Cornetist Shaye Cohn of Tuba Skinny at the 2022 Newport Jazz Festival.

2022 Newport Jazz Festival digs in for George Wein

The 2022 edition of the storied Newport Jazz Festival had a strong New Orleans presence throughout the three-day event, July 29-31, and culminated with a poignant, powerful tribute to the late George Wein. The festival’s founding producer passed away last September, three weeks shy of his 96th birthday.

  The Crescent City contingent included trumpeter/keyboardist Nicholas Payton’s trio; trumpeter Terence Blanchard, whose band was augmented by the Turtle Island String Quartet; plus pianist Sullivan Fortner, the Nth Power, Tuba Skinny, P.J. Morton, and the Soul Rebels Brass Band. Trombone Shorty was featured as part of the Wein tribute that closed the weekend at picturesque Fort Adams State Park on the shore of Newport Harbor.
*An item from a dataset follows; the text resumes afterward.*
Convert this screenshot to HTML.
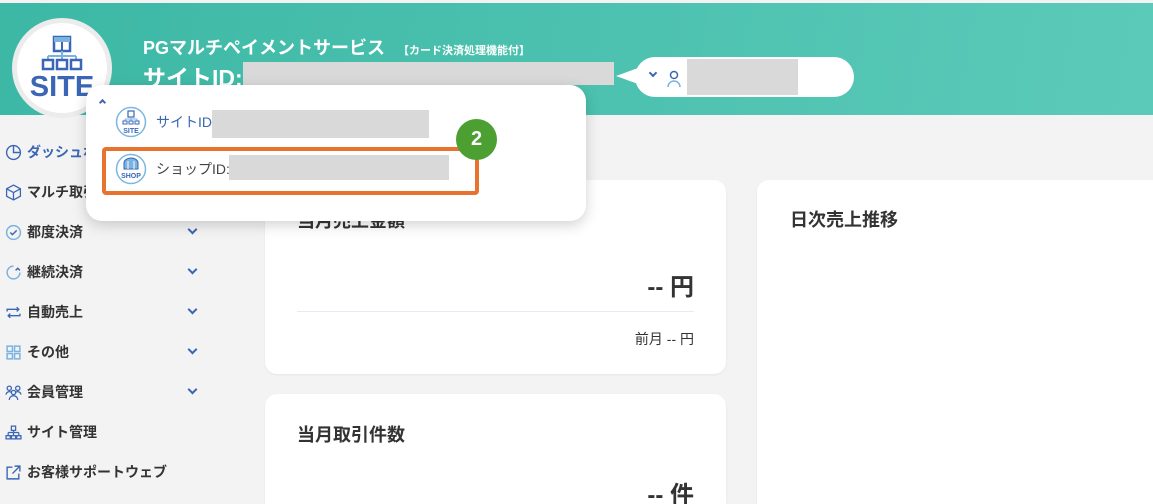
<!DOCTYPE html>
<html><head><meta charset="utf-8">
<style>
*{margin:0;padding:0;box-sizing:border-box}
html,body{width:1153px;height:504px;overflow:hidden}
body{background:#f3f3f3;font-family:"Liberation Sans","Noto Sans CJK JP",sans-serif;position:relative;color:#333}
.hdr{position:absolute;left:0;top:3px;width:1153px;height:112px;background:linear-gradient(100deg,#3cb8a5,#5ccab9)}
.abs{position:absolute}
.logo{left:12px;top:18px;width:100px;height:100px;border-radius:50%;background:#fff;border:5px solid #ececec}
.gray{background:#d9d9d9}
.card{background:#fff;border-radius:12px;box-shadow:0 1px 2px rgba(0,0,0,.06)}
.nav{position:absolute;left:5px;font-size:14px;font-weight:bold;color:#333;display:flex;align-items:center;gap:5px}
.chev{position:absolute;left:189px;width:7px;height:7px;border-right:2px solid #3a66b5;border-bottom:2px solid #3a66b5;transform:rotate(45deg)}
.ic{width:17px;height:17px}
</style></head><body>
<div class="hdr"></div>
<div class="abs logo"></div>
<svg class="abs" style="left:17px;top:23px" width="90" height="90" viewBox="0 0 90 90">
<rect x="37" y="14" width="16" height="14" fill="none" stroke="#3a66b5" stroke-width="2.5"/>
<rect x="37" y="14" width="16" height="5" fill="#7ab2e0"/>
<line x1="45" y1="19" x2="45" y2="28" stroke="#3a66b5" stroke-width="2"/>
<path d="M45 28v5M31 33h28M31 33v4M45 33v4M59 33v4" stroke="#7ab2e0" stroke-width="2" fill="none"/>
<rect x="26" y="37" width="10" height="9" fill="none" stroke="#3a66b5" stroke-width="2.5"/>
<rect x="40" y="37" width="10" height="9" fill="none" stroke="#3a66b5" stroke-width="2.5"/>
<rect x="54" y="37" width="10" height="9" fill="none" stroke="#3a66b5" stroke-width="2.5"/>
<text x="45" y="73" text-anchor="middle" font-family="Liberation Sans" font-weight="bold" font-size="29" fill="#3a66b5">SITE</text>
</svg>
<div class="abs" style="left:143px;top:34px;color:#fff;font-weight:bold;font-size:18px;white-space:nowrap">PGマルチペイメントサービス <span style="font-size:11px;margin-left:8px">【カード決済処理機能付】</span></div>
<div class="abs" style="left:143px;top:59px;color:#fff;font-weight:bold;font-size:23px">サイトID:</div>
<div class="abs gray" style="left:243px;top:62px;width:371px;height:23px"></div>
<svg class="abs" style="left:616px;top:66px" width="22" height="20"><path d="M0 10L22 2V18Z" fill="#fff"/></svg>
<div class="abs" style="left:635px;top:57px;width:219px;height:40px;background:#fff;border-radius:20px"></div>
<div class="abs" style="left:650px;top:70px;width:6px;height:6px;border-right:2px solid #3a66b5;border-bottom:2px solid #3a66b5;transform:rotate(45deg)"></div>
<svg class="abs" style="left:667px;top:70px" width="14" height="18"><circle cx="7" cy="5" r="3.5" fill="none" stroke="#3a66b5" stroke-width="1.5"/><path d="M1 17a6 6 0 0 1 12 0" fill="none" stroke="#7ab2e0" stroke-width="1.5"/></svg>
<div class="abs gray" style="left:687px;top:59px;width:111px;height:36px"></div>

<div class="nav" style="top:142px;color:#3a66b5"><svg class="ic" viewBox="0 0 16 16"><circle cx="8" cy="8" r="6.5" fill="none" stroke="#3a66b5" stroke-width="1.3"/><path d="M8 1.5V8H14" fill="none" stroke="#3a66b5" stroke-width="1.3"/></svg>ダッシュボード</div>
<div class="nav" style="top:182px"><svg class="ic" viewBox="0 0 16 16"><path d="M8 1L14.5 4.5V11.5L8 15L1.5 11.5V4.5ZM1.5 4.5L8 8L14.5 4.5M8 8V15" fill="none" stroke="#3a66b5" stroke-width="1.2"/></svg>マルチ取引</div>
<div class="nav" style="top:222px"><svg class="ic" viewBox="0 0 16 16"><circle cx="8" cy="8" r="6.5" fill="none" stroke="#7ab2e0" stroke-width="1.4"/><path d="M5 8l2 2 4-4" fill="none" stroke="#3a66b5" stroke-width="1.4"/></svg>都度決済</div>
<div class="chev" style="top:226px"></div>
<div class="nav" style="top:262px"><svg class="ic" viewBox="0 0 16 16"><path d="M14 8A6 6 0 1 1 8 2" fill="none" stroke="#7ab2e0" stroke-width="1.4"/><path d="M10 6l2-2 2 2" fill="none" stroke="#3a66b5" stroke-width="1.4"/></svg>継続決済</div>
<div class="chev" style="top:266px"></div>
<div class="nav" style="top:302px"><svg class="ic" viewBox="0 0 16 16"><path d="M2 7V5h11M11 3l2 2-2 2M14 9v2H3M5 13l-2-2 2-2" fill="none" stroke="#3a66b5" stroke-width="1.3"/></svg>自動売上</div>
<div class="chev" style="top:306px"></div>
<div class="nav" style="top:342px"><svg class="ic" viewBox="0 0 16 16"><g fill="none" stroke="#7ab2e0" stroke-width="1.4"><rect x="2" y="2" width="5" height="5"/><rect x="9" y="2" width="5" height="5"/><rect x="2" y="9" width="5" height="5"/><rect x="9" y="9" width="5" height="5"/></g></svg>その他</div>
<div class="chev" style="top:346px"></div>
<div class="nav" style="top:382px"><svg class="ic" viewBox="0 0 16 16"><g fill="none" stroke="#3a66b5" stroke-width="1.2"><circle cx="4" cy="4" r="2"/><circle cx="12" cy="4" r="2"/><circle cx="8" cy="8" r="2"/><path d="M1 10a3 3 0 0 1 5-2M15 10a3 3 0 0 0-5-2M4 15a4 4 0 0 1 8 0"/></g></svg>会員管理</div>
<div class="chev" style="top:386px"></div>
<div class="nav" style="top:422px"><svg class="ic" viewBox="0 0 16 16"><g fill="none" stroke="#3a66b5" stroke-width="1.2"><rect x="6" y="2" width="4" height="4"/><path d="M8 6v2M3 8h10M3 8v3M8 8v3M13 8v3"/><rect x="1" y="11" width="4" height="3"/><rect x="6" y="11" width="4" height="3"/><rect x="11" y="11" width="4" height="3"/></g></svg>サイト管理</div>
<div class="nav" style="top:462px"><svg class="ic" viewBox="0 0 16 16"><g fill="none" stroke="#3a66b5" stroke-width="1.3"><path d="M7 3H2v11h11V9"/><path d="M9 2h5v5M14 2L7 9"/></g></svg>お客様サポートウェブ</div>

<div class="abs card" style="left:265px;top:180px;width:461px;height:194px"></div>
<div class="abs" style="left:297px;top:207px;font-size:18px;font-weight:bold">当月売上金額</div>
<div class="abs" style="left:500px;top:267px;width:194px;text-align:right;font-size:24px;font-weight:bold">-- 円</div>
<div class="abs" style="left:297px;top:311px;width:397px;height:1px;background:#e3ebf5"></div>
<div class="abs" style="left:500px;top:329px;width:194px;text-align:right;font-size:14px">前月 -- 円</div>
<div class="abs card" style="left:265px;top:394px;width:461px;height:110px;border-radius:12px 12px 0 0"></div>
<div class="abs" style="left:297px;top:421px;font-size:18px;font-weight:bold">当月取引件数</div>
<div class="abs" style="left:500px;top:480px;width:194px;height:24px;overflow:hidden;text-align:right;font-size:24px;font-weight:bold;line-height:32px">-- 件</div>
<div class="abs card" style="left:757px;top:180px;width:396px;height:324px;border-radius:12px 0 0 0"></div>
<div class="abs" style="left:790px;top:206px;font-size:18px;font-weight:bold">日次売上推移</div>

<div class="abs" style="left:86px;top:85px;width:500px;height:136px;background:#fff;border-radius:16px;box-shadow:0 4px 14px rgba(0,0,0,.18)"></div>
<div class="abs" style="left:100px;top:100px;width:5px;height:5px;border-left:2px solid #3a66b5;border-top:2px solid #3a66b5;transform:rotate(45deg)"></div>
<svg class="abs" style="left:115px;top:106px" width="32" height="32"><circle cx="16" cy="16" r="14.5" fill="#fff" stroke="#7ab8df" stroke-width="1.5"/><rect x="13" y="5" width="6" height="6" fill="none" stroke="#3a66b5" stroke-width="1.2"/><path d="M16 11v2M10 13h12M10 13v2M16 13v2M22 13v2" stroke="#7ab2e0" fill="none"/><g fill="none" stroke="#3a66b5"><rect x="8" y="15" width="4" height="3"/><rect x="14" y="15" width="4" height="3"/><rect x="20" y="15" width="4" height="3"/></g><text x="16" y="27" text-anchor="middle" font-size="7" font-weight="bold" fill="#3a66b5" font-family="Liberation Sans">SITE</text></svg>
<div class="abs" style="left:156px;top:112px;font-size:14px;color:#3a66b5">サイトID</div>
<div class="abs gray" style="left:212px;top:110px;width:217px;height:28px"></div>
<div class="abs" style="left:102px;top:147px;width:377px;height:48px;border:4px solid #e8732f;border-radius:4px"></div>
<svg class="abs" style="left:115px;top:153px" width="32" height="32"><circle cx="16" cy="16" r="14.5" fill="#fff" stroke="#7ab8df" stroke-width="1.5"/><path d="M9 10a7 5 0 0 1 14 0v6H9Z" fill="#7ab2e0" stroke="#3a66b5"/><path d="M13 8v8M19 8v8" stroke="#fff"/><text x="16" y="25" text-anchor="middle" font-size="7" font-weight="bold" fill="#3a66b5" font-family="Liberation Sans">SHOP</text></svg>
<div class="abs" style="left:156px;top:159px;font-size:14px;color:#444">ショップID:</div>
<div class="abs gray" style="left:229px;top:155px;width:220px;height:25px"></div>
<div class="abs" style="left:456px;top:119px;width:41px;height:41px;border-radius:50%;background:#4c9f31;color:#fff;font-weight:bold;font-size:20px;text-align:center;line-height:41px">2</div>
</body></html>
The Wein celebration began with several numbers featuring members of Wein’s recent Newport Jazz Festival All-Star groups: trumpeters Randy Brecker and Jon Faddis, tenor saxophonist Lew Tabackin and clarinetist Anat Cohen, backed by pianist Christian Sands, bassist Christian McBride (who succeeded Wein as the festival’s artistic director), and drummer-for-all-seasons Lewis Nash.

Then came the special guests and band permutations. Sands, Nash and bassist Jay Leonhart backed singer Cecile McLorin Salvant’s take on “Thou Swell.” Energetically soulful pianist Hiromi took the stage for one solo number, then backed Faddis on a stunning version of “Somewhere Over the Rainbow,” with subtle backing from Leonhart and Nash.

Trombone Shorty joined the celebration, playing and singing on “The Sunny Side of the Street” with Hiromi, McBride and Nash. Then Scott, Leonhart and Nash backed him on the New Orleans jazz staple “St. James Infirmary.”

The closing number had all of them back on stage, with powerful solos from the horn players, Hiromi and Sands tossing the melody back and forth with some four-handed piano wizardry, and even Leonhart and McBride mixing it up on bowed bass interludes. Festival newcomer Giveton Gelin, a trumpeter from Bahamas, snuck in for a solo after fellow horn men Brecker and Faddis.

The artistry was top shelf. The audience, most of whom stayed until the emotional end, floated home with smiles and a few tears.